Are You Backing Up The Right Files?

Can You Actually Restore From Those Backups?

You have your Dynamics GP environment all installed and running and you’ve set up some backup jobs, or installed a tape backup system, and you’ve been going to bed at night confident that should some disaster occur, you would be able to recover your Financial Systems data from a recent backup.

data backup 1Most client’s Dynamics GP environments that I’ve worked on have proper regular Financial Systems Data backups in place – but have never had to rely on those backups.  And one day, due to some unfortunate event (power outage, fire etc.) they may reach for their backup device or tape to recover their data only to discover the tape is empty – or – the backup file is incorrect, unusable or corrupt – or they haven’t backed up some critical files.  Or they discover their server’s hard drives have all of a sudden run out of capacity and their Dynamics GP System starts to freeze up – because the backup system wasn’t configured correctly and has used up all the available hard drive space.

I was called in once to a client site to assist with a data restore after a mishap they had. I asked if they had current backups of their Dynamics GP data; to which they confidently and proudly replied they take SQL backups every day, and then use an additional Tape Backup Scheme to back up the SQL Backups – and cycle them once a week and once a month – and store the backups offsite for safe keeping.   We retrieved the backup device from the previous night’s backup only to discover that the backup data set on the tape was from several months prior.  We then retrieved tape after tape going back several months and each had the same old backup set on it from months ago.

Unfortunately, for this client, something had gone wrong with their backup process several months back and their backup tapes were simply backing up the same old SQL backup set every day (it turned out their SQL Agent had stopped running and never restarted – so there was only one old set of SQL Database backups from the last time the SQL Agent had successfully run).  In the end, we were able to restore an older backup set; and unfortunately re-enter a few months’ worth of entries – this was costly and time consuming for the client and extremely risk prone (as it was difficult to dig up all the past two months’ worth of transactions that had to be re-entered).   I had a different client whose backup sets were running every night and copying to the external tape – but the backup set was empty.
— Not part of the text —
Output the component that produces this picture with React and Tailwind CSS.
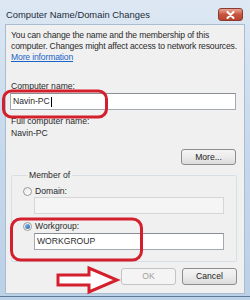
import React from "react";

function Radio({ checked }) {
  return (
    <span className="flex h-[9px] w-[9px] shrink-0 items-center justify-center rounded-full border border-[#9a9a9a] bg-gradient-to-br from-[#e8e8e8] to-[#ffffff]">
      {checked && (
        <span className="h-[5px] w-[5px] rounded-full bg-gradient-to-br from-[#8fc2f0] to-[#1d5fa8]" />
      )}
    </span>
  );
}

export default function App() {
  const font = "font-['Liberation_Sans',Arial,sans-serif]";
  return (
    <div
      className={`relative flex h-[300px] w-[250px] flex-col overflow-hidden bg-gradient-to-b from-[#dde8f3] via-[#c6d8eb] to-[#bcd0e6] ${font} text-[8.6px] text-[#2a2a2a]`}
    >
      {/* Title bar */}
      <div className="flex h-[24px] shrink-0 items-start justify-between pl-[6px] pr-[7px]">
        <span className="pt-[8px] text-[9.4px] leading-[14px] text-[#1e2d3c]">
          Computer Name/Domain Changes
        </span>
        <span className="mt-[8px] flex h-[13px] w-[25px] items-center justify-center rounded-[3px] border border-[#8a3a30] bg-gradient-to-b from-[#e8a593] via-[#c9543e] to-[#b8442c]">
          <svg width="9" height="8" viewBox="0 0 9 8">
            <path d="M1.5 1 L7.5 7 M7.5 1 L1.5 7" stroke="#ffffff" strokeWidth="2" strokeLinecap="round" />
          </svg>
        </span>
      </div>

      {/* Client area */}
      <div className="mx-[5px] flex h-[270px] flex-col border border-[#a9bdd2] bg-[#f0f0f0] pl-[4px]">
        <div className="ml-[1px] pt-[5px] leading-[11px] tracking-[-0.15px]">
          <div>You can change the name and the membership of this</div>
          <div>computer. Changes might affect access to network resources.</div>
          <div className="text-[#1a64c8] underline">More information</div>
        </div>

        <div className="ml-[1px] mt-[18px] leading-[11px]">Computer name:</div>
        <div className="mt-[1px] flex h-[17px] w-[226px] items-center border border-[#a4a8b0] border-t-[#8a8e96] bg-white pl-[2px] leading-[11px]">
          Navin-PC<span className="ml-[1px] h-[10px] w-px bg-black" />
        </div>

        <div className="ml-[1px] mt-[6px] leading-[11px]">Full computer name:</div>
        <div className="ml-[1px] mt-[1px] leading-[11px]">Navin-PC</div>

        <div className="mt-[10px] flex w-[226px] justify-end">
          <button className="flex h-[16px] w-[55px] items-center justify-center rounded-[3px] border border-[#8d8d8d] bg-gradient-to-b from-[#f4f4f4] via-[#ebebeb] to-[#dcdcdc] leading-[11px] text-[#1e1e1e]">
            More...
          </button>
        </div>

        <fieldset className="mt-[5px] ml-[1px] w-[226px] rounded-[2px] border border-[#d5dfe5] pb-[11px] pl-[11px]">
          <legend className="ml-[4px] px-[2px] leading-[11px]">Member of</legend>
          <div className="mt-[5px] flex h-[11px] items-center gap-[3px] leading-[11px]">
            <Radio />
            <span>Domain:</span>
          </div>
          <div className="ml-[11px] h-[17px] w-[190px] border border-[#d6d6d6] bg-[#f5f5f5]" />
          <div className="mt-[7px] flex h-[11px] items-center gap-[3px] leading-[11px]">
            <Radio checked />
            <span>Workgroup:</span>
          </div>
          <div className="ml-[11px] mt-[1px] flex h-[17px] w-[190px] items-center border border-[#a4a8b0] border-t-[#8a8e96] bg-white pl-[2px] leading-[11px]">
            WORKGROUP
          </div>
        </fieldset>

        <div className="mt-[6px] flex w-[227px] justify-end gap-[6px]">
          <button className="flex h-[17px] w-[55px] items-center justify-center rounded-[3px] border border-[#c4c4c4] bg-[#f4f4f4] leading-[11px] text-[#a0a0a0]">
            OK
          </button>
          <button className="flex h-[17px] w-[55px] items-center justify-center rounded-[3px] border border-[#8d8d8d] bg-gradient-to-b from-[#f4f4f4] via-[#ebebeb] to-[#dcdcdc] leading-[11px] text-[#1e1e1e]">
            Cancel
          </button>
        </div>
      </div>
      <div className="mt-[2px] h-px w-full bg-[#5f7a98]" />

      {/* Annotations */}
      <svg className="pointer-events-none absolute left-0 top-0" width="250" height="300" viewBox="0 0 250 300">
        <rect x="3.5" y="91" width="103" height="26" rx="8" fill="none" stroke="#d3202c" strokeWidth="3" />
        <rect x="11.5" y="219" width="130" height="41" rx="9" fill="none" stroke="#d3202c" strokeWidth="3" />
        <path d="M58 275 L89 275 L89 268 L117 280 L89 292 L89 285 L58 285 Z" fill="#ffffff" stroke="#d3202c" strokeWidth="3" strokeLinejoin="miter" />
      </svg>
    </div>
  );
}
Had these clients reviewed their backups regularly, or checked occasionally to see the backup jobs were running (even once a week) – or perhaps tried a TEST restore occasionally, they would have discovered these issues sooner and been able to rectify and restore a consistent and updated backup set, and would have avoided the stress and cost of their unfortunate circumstances.
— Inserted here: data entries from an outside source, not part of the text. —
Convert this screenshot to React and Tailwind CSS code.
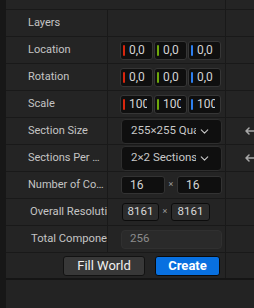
import { ChevronDown } from 'lucide-react';

const line = 'border-[#191919]';

function ResetIcon() {
    return (
        <svg width="14" height="12" viewBox="0 0 14 12" fill="none" stroke="#a8a8a8" strokeWidth="1.5" strokeLinecap="round" strokeLinejoin="round">
            <path d="M4 3 L1 6 L4 9 M1 6 H10 M10 3 V9" />
        </svg>
    );
}

function Row({ label, children, reset, labelClass = 'pl-[22px]', clip }) {
    return (
        <div className={`flex h-[27px] border-b ${line}`}>
            <div className={`w-[102px] shrink-0 border-r ${line} flex items-center pr-[2px] overflow-hidden ${labelClass}`}>
                <span className={`${clip ? 'whitespace-nowrap text-[11.2px]' : 'truncate text-[11px]'} text-[#c4c4c4]`}>{label}</span>
            </div>
            <div className={`w-[118px] shrink-0 border-r ${line} flex items-center pl-[13px]`}>
                {children}
            </div>
            <div className="flex-1 flex items-center pl-[19px] overflow-hidden">
                {reset && <ResetIcon />}
            </div>
        </div>
    );
}

function AxisBox({ color, value }) {
    return (
        <div className="relative w-[33px] h-[19px] rounded-[3px] bg-[#0f0f0f] border border-[#363636] flex items-center">
            <div className={`absolute left-[2px] top-[3px] w-[2px] h-[11px] rounded-[1px] ${color}`} />
            <div className="ml-[8px] w-[18px] overflow-hidden whitespace-nowrap text-[12px] text-[#d4d4d4]">{value}</div>
        </div>
    );
}

function Vector({ value }) {
    return (
        <div className="flex gap-[1px] -ml-[1px]">
            <AxisBox color="bg-[#d8260e]" value={value} />
            <AxisBox color="bg-[#6ea80c]" value={value} />
            <AxisBox color="bg-[#2d7ff0]" value={value} />
        </div>
    );
}

function Dropdown({ text }) {
    return (
        <div className="w-[101px] h-[25px] rounded-[4px] bg-[#0f0f0f] border border-[#2e2e2e] flex items-center pl-[9px] pr-[10px] gap-[2px]">
            <span className="flex-1 overflow-hidden whitespace-nowrap text-[11.5px] text-[#c8c8c8]">{text}</span>
            <ChevronDown size={13} strokeWidth={2} className="text-[#c8c8c8] shrink-0" />
        </div>
    );
}

function NumBox({ value, w }) {
    return (
        <div className={`${w} h-[18px] rounded-[3px] bg-[#0f0f0f] border border-[#333333] flex items-center pl-[8px]`}>
            <span className="text-[12px] text-[#d4d4d4]">{value}</span>
        </div>
    );
}

function ResBox({ w }) {
    return (
        <div className={`${w} h-[18px] rounded-[3px] bg-[#2c2c2c] border border-[#0c0c0c] flex items-center justify-center`}>
            <span className="text-[11.5px] text-[#d8d8d8]">8161</span>
        </div>
    );
}

export default function App() {
    return (
        <div className="w-[254px] h-[308px] flex bg-[#242424] font-['Roboto',sans-serif] overflow-hidden">
            <div className="w-[6px] shrink-0 bg-[#171717]" />
            <div className="flex-1 flex flex-col">
                <div className={`flex h-[10px] border-b ${line}`}>
                    <div className={`w-[220px] border-r ${line}`} />
                </div>

                <Row label="Layers" />
                <Row label="Location"><Vector value="0,0" /></Row>
                <Row label="Rotation"><Vector value="0,0" /></Row>
                <Row label="Scale"><Vector value="100,0" /></Row>
                <Row label="Section Size" reset><Dropdown text="255×255 Quads" /></Row>
                <Row label="Sections Per Component" reset><Dropdown text="2×2 Sections" /></Row>
                <Row label="Number of Components">
                    <div className="flex items-center">
                        <NumBox value="16" w="w-[44px]" />
                        <span className="w-[12px] text-center text-[9px] text-[#9a9a9a]">×</span>
                        <NumBox value="16" w="w-[45px]" />
                    </div>
                </Row>
                <Row label="Overall Resolution" labelClass="pl-[24px]" clip>
                    <div className="flex items-center ml-[1px]">
                        <ResBox w="w-[37px]" />
                        <span className="w-[12px] text-center text-[9px] text-[#9a9a9a]">×</span>
                        <ResBox w="w-[39px]" />
                    </div>
                </Row>
                <Row label="Total Components" labelClass="pl-[25px]" clip>
                    <div className="w-[101px] h-[19px] rounded-[4px] bg-[#2a2a2a] border border-[#303030] flex items-center pl-[8px]">
                        <span className="text-[11.5px] text-[#8c8c8c]">256</span>
                    </div>
                </Row>

                <div className="flex h-[27px] border-b-2 border-[#151515]">
                    <div className={`w-[220px] shrink-0 border-r ${line} flex items-center pl-[57px] gap-[10px]`}>
                        <button className="w-[82px] h-[20px] rounded-[3px] bg-[#383838] border border-[#121212] text-[13px] text-[#f0f0f0] leading-none">
                            Fill World
                        </button>
                        <button className="w-[65px] h-[20px] rounded-[3px] bg-[#0870e0] border border-[#0a0a0a] text-[13px] font-bold text-white leading-none">
                            Create
                        </button>
                    </div>
                </div>
                <div className="flex-1 bg-[#232323]" />
            </div>
        </div>
    );
}
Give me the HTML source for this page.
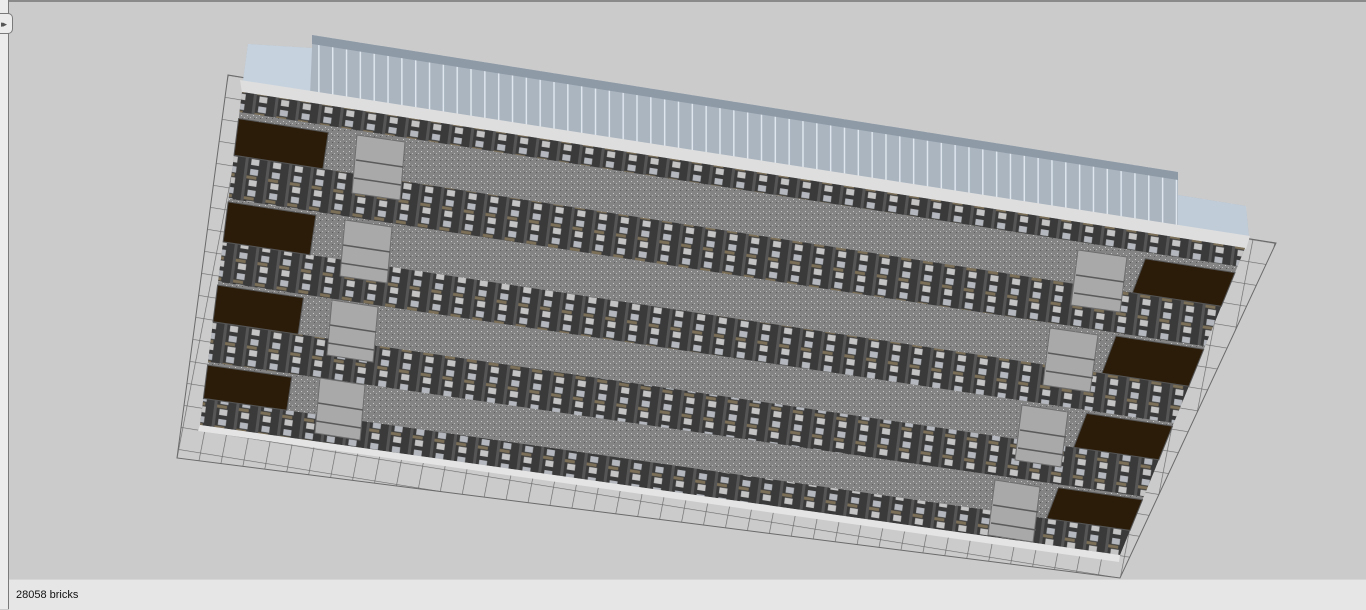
<!DOCTYPE html>
<html><head><meta charset="utf-8">
<style>
html,body{margin:0;padding:0;width:1366px;height:609px;overflow:hidden;background:#cbcbcb;font-family:"Liberation Sans",sans-serif}
#top{position:absolute;left:0;top:0;width:1366px;height:2px;background:#8a8a8a}
#left{position:absolute;left:0;top:0;width:8px;height:609px;background:#ececec;border-right:1px solid #7a7a7a}
#tab{position:absolute;left:0;top:13px;width:11px;height:21px;background:#ececec;border:1px solid #7a7a7a;border-left:none;border-radius:0 5px 5px 0;font-size:9px;line-height:21px;color:#555;letter-spacing:-3px;padding-left:1px;box-sizing:border-box;width:13px}
#status{position:absolute;left:9px;top:579px;width:1357px;height:30px;background:#e6e6e6;border-top:1px solid #d6d6d6}
#status span{position:absolute;left:7px;top:9px;font-size:11px;color:#111}
svg{position:absolute;left:0;top:0}
</style></head><body>
<svg width="1366" height="609" viewBox="0 0 1366 609">
<defs>
<pattern id="grid" patternUnits="userSpaceOnUse" width="1" height="1" patternTransform="matrix(21.8 3.5 -4.2 21.8 228 75)">
<path d="M0 0H1M0 0V1" stroke="#6a6a6a" stroke-width="0.06" fill="none"/>
</pattern>
<pattern id="ties" patternUnits="userSpaceOnUse" width="22" height="21" patternTransform="matrix(0.988 0.155 -0.127 0.992 0 0)">
<rect width="22" height="21" fill="#3a3a3a"/>
<rect x="0" y="0" width="3" height="21" fill="#565656"/>
<rect x="6" y="2" width="8" height="6" fill="#b4b8be"/>
<rect x="3" y="9" width="10" height="3" fill="#7d7058"/>
<rect x="6" y="13" width="8" height="6" fill="#c4c4c4"/>
</pattern>
<pattern id="glass" patternUnits="userSpaceOnUse" width="14" height="20" patternTransform="matrix(0.988 0.155 0 1 0 0)">
<rect width="14" height="20" fill="#aab5c0"/>
<rect x="0" y="0" width="1.5" height="20" fill="#dfe6ee"/>
</pattern>
<pattern id="grav" patternUnits="userSpaceOnUse" width="6" height="6">
<rect width="6" height="6" fill="#848484"/>
<rect x="1" y="1" width="1" height="1" fill="#c8c8c8"/>
<rect x="4" y="3" width="1" height="1" fill="#b8b8b8"/>
<rect x="2" y="4" width="1" height="1" fill="#5e5e5e"/>
</pattern>
</defs>
<polygon points="228,75 1276,243 1120,578 177,458" fill="url(#grid)"/>
<polygon points="228,75 1276,243 1120,578 177,458" fill="none" stroke="#6a6a6a" stroke-width="1"/>
<polygon points="248,44 312,48 312,35 1178,172 1178,195 1246,206 1249,238 242,88" fill="url(#glass)"/>
<polygon points="248,44 312,48 310,95 242,88" fill="#c6d2de"/>
<polygon points="1178,195 1246,206 1249,238 1178,228" fill="#c0ccd8"/>
<polygon points="312,35 1178,172 1178,180 312,44" fill="#8e9aa6"/>
<polygon points="240,80 1250,236 1246,249 242,93" fill="#dedede"/>
<polygon points="242,92 1245,248 1120,555 200,425" fill="url(#grav)"/>
<polygon points="242,92 1245,248 1237.5,266.4 239.5,112" fill="url(#ties)"/>
<polygon points="234,155.3 1221.3,306.3 1205,346.2 228.6,198.6" fill="url(#ties)"/>
<polygon points="223.1,241.9 1188.8,386.2 1173.8,423 218.1,281.8" fill="url(#ties)"/>
<polygon points="213,321.8 1158.8,459.8 1143.8,496.7 208,361.7" fill="url(#ties)"/>
<polygon points="203.4,398.4 1130,530.4 1120,555 200,425" fill="url(#ties)"/>
<polygon points="200,425 1120,555 1119,562 198,431" fill="#e4e4e4"/>
<g fill="#2b1c0a" stroke="#555" stroke-width="1">
<polygon points="238.6,118.6 328.3,132.5 322.9,168.9 234,155.3"/>
<polygon points="228.1,201.9 315.9,215.2 310,254.9 223.1,241.9"/>
<polygon points="217.6,285.1 303.5,297.8 298.1,334.2 213,321.8"/>
<polygon points="207.6,365.1 291.7,377.2 286.8,410.3 203.4,398.4"/>
<polygon points="1145.3,258.7 1235,272.6 1221.3,306.3 1132.4,292.7"/>
<polygon points="1115.9,336 1203.75,349.3 1188.8,386.2 1101.9,373.2"/>
<polygon points="1086.6,413.4 1172.5,426.1 1158.8,459.8 1073.7,447.4"/>
<polygon points="1058.4,487.6 1142.5,499.7 1130,530.4 1046.6,518.5"/>
</g>
<g fill="#a9a9a9" stroke="#6e6e6e" stroke-width="1">
<polygon points="357,135 405,142 400,200 352,193"/>
<polygon points="345,220 392,227 387,283 340,276"/>
<polygon points="332,300 378,307 373,362 327,355"/>
<polygon points="320,378 365,385 360,440 315,433"/>
<polygon points="1078,250 1127,257 1120,312 1071,305"/>
<polygon points="1050,328 1098,335 1090,392 1043,385"/>
<polygon points="1022,405 1068,412 1061,467 1015,460"/>
<polygon points="995,480 1040,487 1033,542 988,535"/>
</g>
<g stroke="#5a5a5a" stroke-width="1.5">
<line x1="356" y1="160" x2="403" y2="167"/><line x1="354" y1="178" x2="401" y2="185"/>
<line x1="343" y1="245" x2="390" y2="252"/><line x1="341" y1="263" x2="388" y2="270"/>
<line x1="330" y1="325" x2="376" y2="332"/><line x1="328" y1="343" x2="374" y2="350"/>
<line x1="318" y1="403" x2="363" y2="410"/><line x1="316" y1="421" x2="361" y2="428"/>
<line x1="1076" y1="275" x2="1124" y2="282"/><line x1="1074" y1="293" x2="1122" y2="300"/>
<line x1="1048" y1="353" x2="1095" y2="360"/><line x1="1046" y1="371" x2="1093" y2="378"/>
<line x1="1020" y1="430" x2="1066" y2="437"/><line x1="1018" y1="448" x2="1064" y2="455"/>
<line x1="993" y1="505" x2="1038" y2="512"/><line x1="991" y1="523" x2="1036" y2="530"/>
</g>
</svg>
<div id="top"></div>
<div id="left"></div>
<div id="tab">&#9656;&#9656;</div>
<div id="status"><span>28058 bricks</span></div>
</body></html>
If you want to sleep at night, confident knowing you can recover your Financial Systems successfully from some systems or environmental mishap, my recommendations are to make sure at least:

  • You have the Recovery Method (a SQL Backup Option) set correctly on your Dynamics GP databases (DYNAMICS and each COMPANY database) and your Management Reporter and DataMart databases.  Generally the recovery method is set to SIMPLE – in this way, SQL expects that you are backing up your databases at least once a day.
    data backup 2
    If you decide that you want to be able to restore your data to a specific instance in time (not just the previous nights’ backup) – you will want to set the Recovery Method on your Databases to FULL – and then you must ensure you Back Up your Database Logs (otherwise they will grow uncontrolled until they consume all available hard drive space).
  • Use the SQL Agent to run SQL Jobs and SQL Maintenance Plans to have your databases backed up at least once daily – a Full Backup once daily (Recovery Method = SIMPLE) will allow you to restore to the previous night’s backup); and keep 3 to 5 days’ worth of these backup sets online (on your server’s hard drive depending on how much capacity you have).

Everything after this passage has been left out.